Task instructions
Transcribe every line exactly. Leave the pictures behind.
****************
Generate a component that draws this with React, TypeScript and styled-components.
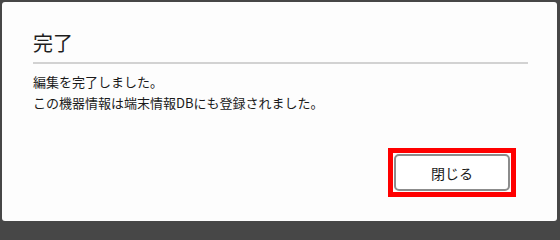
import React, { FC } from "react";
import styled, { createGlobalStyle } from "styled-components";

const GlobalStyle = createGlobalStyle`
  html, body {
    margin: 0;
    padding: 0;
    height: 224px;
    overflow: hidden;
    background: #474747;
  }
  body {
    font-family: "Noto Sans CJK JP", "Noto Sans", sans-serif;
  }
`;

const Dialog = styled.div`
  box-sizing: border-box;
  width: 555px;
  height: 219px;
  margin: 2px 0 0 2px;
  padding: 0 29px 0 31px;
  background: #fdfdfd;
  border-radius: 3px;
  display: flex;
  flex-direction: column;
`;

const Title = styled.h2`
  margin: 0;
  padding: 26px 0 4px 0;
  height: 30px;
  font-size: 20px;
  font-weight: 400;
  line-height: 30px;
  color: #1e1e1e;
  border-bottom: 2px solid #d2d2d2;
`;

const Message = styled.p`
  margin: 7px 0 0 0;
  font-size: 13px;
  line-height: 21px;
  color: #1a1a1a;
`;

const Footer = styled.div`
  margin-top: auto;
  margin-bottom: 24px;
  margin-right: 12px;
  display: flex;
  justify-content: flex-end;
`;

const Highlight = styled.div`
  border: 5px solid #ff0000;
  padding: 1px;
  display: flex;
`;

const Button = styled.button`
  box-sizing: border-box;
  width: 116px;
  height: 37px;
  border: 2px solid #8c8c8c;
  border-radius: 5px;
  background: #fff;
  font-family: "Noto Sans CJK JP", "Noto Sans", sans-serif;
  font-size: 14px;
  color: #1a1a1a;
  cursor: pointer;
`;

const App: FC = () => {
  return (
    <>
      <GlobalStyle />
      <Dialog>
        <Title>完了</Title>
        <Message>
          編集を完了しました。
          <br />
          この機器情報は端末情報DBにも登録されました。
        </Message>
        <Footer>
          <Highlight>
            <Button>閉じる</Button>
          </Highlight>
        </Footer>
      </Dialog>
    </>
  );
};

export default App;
****************
Solution to the problem
Generate a component that draws this with React, TypeScript and styled-components.
import React, { FC } from "react";
import styled, { createGlobalStyle } from "styled-components";

const GlobalStyle = createGlobalStyle`
  html, body {
    margin: 0;
    padding: 0;
    height: 224px;
    overflow: hidden;
    background: #474747;
  }
  body {
    font-family: "Noto Sans CJK JP", "Noto Sans", sans-serif;
  }
`;

const Dialog = styled.div`
  box-sizing: border-box;
  width: 555px;
  height: 219px;
  margin: 2px 0 0 2px;
  padding: 0 29px 0 31px;
  background: #fdfdfd;
  border-radius: 3px;
  display: flex;
  flex-direction: column;
`;

const Title = styled.h2`
  margin: 0;
  padding: 26px 0 4px 0;
  height: 30px;
  font-size: 20px;
  font-weight: 400;
  line-height: 30px;
  color: #1e1e1e;
  border-bottom: 2px solid #d2d2d2;
`;

const Message = styled.p`
  margin: 7px 0 0 0;
  font-size: 13px;
  line-height: 21px;
  color: #1a1a1a;
`;

const Footer = styled.div`
  margin-top: auto;
  margin-bottom: 24px;
  margin-right: 12px;
  display: flex;
  justify-content: flex-end;
`;

const Highlight = styled.div`
  border: 5px solid #ff0000;
  padding: 1px;
  display: flex;
`;

const Button = styled.button`
  box-sizing: border-box;
  width: 116px;
  height: 37px;
  border: 2px solid #8c8c8c;
  border-radius: 5px;
  background: #fff;
  font-family: "Noto Sans CJK JP", "Noto Sans", sans-serif;
  font-size: 14px;
  color: #1a1a1a;
  cursor: pointer;
`;

const App: FC = () => {
  return (
    <>
      <GlobalStyle />
      <Dialog>
        <Title>完了</Title>
        <Message>
          編集を完了しました。
          <br />
          この機器情報は端末情報DBにも登録されました。
        </Message>
        <Footer>
          <Highlight>
            <Button>閉じる</Button>
          </Highlight>
        </Footer>
      </Dialog>
    </>
  );
};

export default App;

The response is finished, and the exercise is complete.